How to Start a Vegetable Garden

How to Start a Vegetable Garden

During this time of social distancing, put down some roots and grow where you are. We mean that literally! One thing to do while at home is growing your own vegetable garden and other green spaces in your home.

Don’t think you need an entire yard for a garden. With the right set up, even the most limited outdoor space can be used to craft a veggie garden. Or, you can grow entirely inside. This post focuses on how to start your garden, assuming you have limited space.

Cherry tomatoes growing on a vine

Take advantage of outdoor space

Now that Spring has well and truly arrived, people across North America can all plan their Spring and early summer gardens. How do you start a garden, however, if you don’t have any soil to dig into? Fortunately, you don’t need a backyard garden bed.

Instead, utilize boxes! These generally come in two sizes—6 inch depths and 12 inch depths. This means that, yes! you can plant veggies in them! Boxes can be attached under a window, but can also be mounted over a porch or balcony railing, or even set down on the ground where you can’t dig.

In shallower boxes, plant leafy greens like lettuce and microgreens, along with radishes and peppers. In deeper boxes you can grow onions, tomatoes, and even carrots. When shopping for seeds, a tip from HGTV is to look for miniature varieties that will have a smaller root network.

Planting in boxes does require that you make adjustments to how you take care of your garden. Boxes will be exposed to warmer air and won’t have the surface area to diffuse heat as well. This translates into needing to water your plants more often to prevent them from becoming too dry. Some vegetables and fruits like tomatoes require a good amount of water to grow.

In addition, make sure your box has drainage holes, which are important for all plants, but especially for vegetables. Using a soil mix will also help your plants, as these include additives that help absorb excess water and prevent root rot. Finally, don’t over plant your boxes. You might prefer the look of it, but in a box, root space is at a premium.

Different plant varieties growing in pots

No outdoor space? Not to worry

Even if you have no viable space for an outdoor garden, having an indoor vegetable garden is still possible using the same box technique but with some added tools (you can also grow indoors during the winter months like this).

Unless your home is blessed with an excess of natural sunlight, chances are, you will have to supplement your indoor garden with grow lights. This is because plants that produce edible fruits or vegetables require more energy from the sun to flower and grow produce. Not every plant, however, grows under artificial light.

Greens do some of the best under artificial indoors lights. This includes lettuce, spinach, and kale, but also includes bok choy and microgreens. You can even grow small varieties of beets and carrots. For more of a kick in your cooking, consider planting radishes and green onions.

Plant Natural recommends HID light bulbs for the best results, but these can be a budget-buster and tough on your electricity bill. For a cheaper option, compact fluorescent lights are ideal, because they’re still bright but are smaller and generate less excess heat than other options. For the ultimate budget option, go with incandescent lights that can be purchased at any hardware store.
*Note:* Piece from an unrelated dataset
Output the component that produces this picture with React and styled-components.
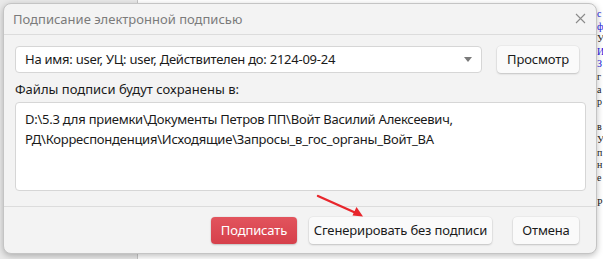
import React from 'react'
import styled, { createGlobalStyle } from 'styled-components'

const Global = createGlobalStyle`
  html, body { margin: 0; padding: 0; background: #fff; }
  * { box-sizing: border-box; }
`

const Page = styled.div`
  position: relative;
  width: 603px;
  height: 259px;
  display: flex;
  overflow: hidden;
  font-family: "Noto Sans", "Open Sans", sans-serif;
`

const SidePane = styled.div`
  width: 138px;
  background: #e9e9e9;
  border-right: 1px solid #c6c6c6;
`

const DocPane = styled.div`
  flex: 1;
  background: #fff;
  display: flex;
  justify-content: flex-end;
  padding-top: 8px;
`

const DocColumn = styled.div`
  width: 6px;
  font-family: "Liberation Serif", serif;
  font-size: 10px;
  line-height: 12.6px;
  white-space: nowrap;
  overflow: hidden;
`

const DocLine = styled.div`
  height: 12.6px;
  color: ${p => (p.link ? '#1a1ae0' : '#222')};
`

const Dialog = styled.div`
  position: absolute;
  left: 3px;
  top: 3px;
  width: 594px;
  height: 251px;
  background: #f3f3f3;
  border: 1px solid #c4c4c4;
  border-radius: 8px;
  box-shadow: 0 2px 6px rgba(0, 0, 0, 0.25);
  display: flex;
  flex-direction: column;
`

const TitleBar = styled.div`
  height: 31px;
  display: flex;
  align-items: center;
  justify-content: space-between;
  padding: 0 10px 0 9px;
  border-bottom: 1px solid #dcdcdc;
  color: #7b7b7b;
  font-size: 13px;
`

const Close = styled.span`
  color: #8a8a8a;
  display: flex;
`

const Body = styled.div`
  flex: 1;
  padding: 11px 10px 0 11px;
  display: flex;
  flex-direction: column;
`

const Row = styled.div`
  display: flex;
  gap: 15px;
  padding-right: 7px;
`

const Select = styled.div`
  flex: 1;
  height: 27px;
  background: #fff;
  border: 1px solid #d6d6d6;
  border-radius: 4px;
  display: flex;
  align-items: center;
  justify-content: space-between;
  padding: 0 9px 0 9px;
  font-size: 13px;
  letter-spacing: -0.25px;
  color: #1a1a1a;
`

const Caret = styled.span`
  width: 0;
  height: 0;
  border-left: 4.5px solid transparent;
  border-right: 4.5px solid transparent;
  border-top: 5px solid #7a7a7a;
`

const Button = styled.button`
  height: 27px;
  width: ${p => p.w}px;
  padding: 0;
  margin-left: ${p => p.gap || 0}px;
  border: none;
  border-radius: 4px;
  font-family: inherit;
  font-size: 13px;
  letter-spacing: -0.15px;
  background: ${p => (p.primary ? 'linear-gradient(#e2545d, #d6404b)' : '#fafafa')};
  color: ${p => (p.primary ? '#fff' : '#1a1a1a')};
  box-shadow: 0 1px 2px rgba(0, 0, 0, 0.18), 0 0 0 0.5px rgba(0, 0, 0, 0.06);
`

const Label = styled.div`
  margin-top: 7px;
  font-size: 13px;
  line-height: 18px;
  color: #1a1a1a;
`

const PathBox = styled.div`
  margin-top: 4px;
  height: 89px;
  background: #fff;
  border: 1px solid #d6d6d6;
  border-radius: 4px;
  padding: 6px 9px;
  font-size: 13px;
  letter-spacing: -0.24px;
  line-height: 20px;
  color: #1a1a1a;
`

const Footer = styled.div`
  border-top: 1px solid #dcdcdc;
  margin-top: 15px;
  height: 48px;
  display: flex;
  justify-content: flex-end;
  align-items: flex-start;
  padding: 10px 17px 0 0;
`

const Arrow = styled.svg`
  position: absolute;
  left: 0;
  top: 0;
  pointer-events: none;
`

const docLines = [
  ['с', true], ['ф', true], ['У', false], ['И', true], ['З', true], ['г', false],
  ['а', false], ['р', false], ['', false], ['в', false], ['У', false], ['п', false],
  ['н', false], ['е', false], ['', false], ['Р', false],
]

const App = () => (
  <Page>
    <Global />
    <SidePane />
    <DocPane>
      <DocColumn>
        {docLines.map(([t, link], i) => (
          <DocLine key={i} link={link}>{t || '\u00a0'}</DocLine>
        ))}
      </DocColumn>
    </DocPane>
    <Dialog>
      <TitleBar>
        <span>Подписание электронной подписью</span>
        <Close>
          <svg width="11" height="11" viewBox="0 0 11 11">
            <path d="M1 1L10 10M10 1L1 10" stroke="#8a8a8a" strokeWidth="1.1" />
          </svg>
        </Close>
      </TitleBar>
      <Body>
        <Row>
          <Select>
            <span>На имя: user, УЦ: user, Действителен до: 2124-09-24</span>
            <Caret />
          </Select>
          <Button w={82}>Просмотр</Button>
        </Row>
        <Label>Файлы подписи будут сохранены в:</Label>
        <PathBox>
          D:\5.3 для приемки\Документы Петров ПП\Войт Василий Алексеевич,
          <br />
          РД\Корреспонденция\Исходящие\Запросы_в_гос_органы_Войт_ВА
        </PathBox>
      </Body>
      <Footer>
        <Button primary w={86}>Подписать</Button>
        <Button gap={12} w={183}>Сгенерировать без подписи</Button>
        <Button gap={21} w={66}>Отмена</Button>
      </Footer>
    </Dialog>
    <Arrow width="603" height="259">
      <line x1="318" y1="196" x2="356" y2="213" stroke="#e8262c" strokeWidth="2.4" strokeLinecap="round" />
      <path d="M363 216.5L352.5 215.5L356.5 207Z" fill="#e8262c" />
    </Arrow>
  </Page>
)

export default App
Herbs growing in a pot hanging off a window

Delicious herbs 

We haven’t mentioned them yet, and that’s because we wanted to save them for their own section! Herbs are some of the easiest things to grow under less-than ideal conditions because of how big of a variety there is! There are herbs to grow if you have a little or a lot of space, and if you have a lot of natural light or live in the shade.

Herbs that can stay hot include rosemary, thyme, sage, and lavender (these are indigenous to the Mediterranean). Parsley, dill, and chamomile, on the other hand, are hardier and can start living outside as early as March, when winter months and frost dates are over. Herbs like mint and chives can grow nearly everywhere—but they can quickly become invasive, which means they might be the perfect herbs to grow in a container away from other plants.

The most important factor in planting herbs is proper drainage. Again, it’s best to use potting mix that has some organic component to it and bigger particles to create air pockets where roots can grow.

Does this make your green thumb itch? Remember that no matter how small your garden starts, everything begins with a tiny seed. So never be afraid to start small!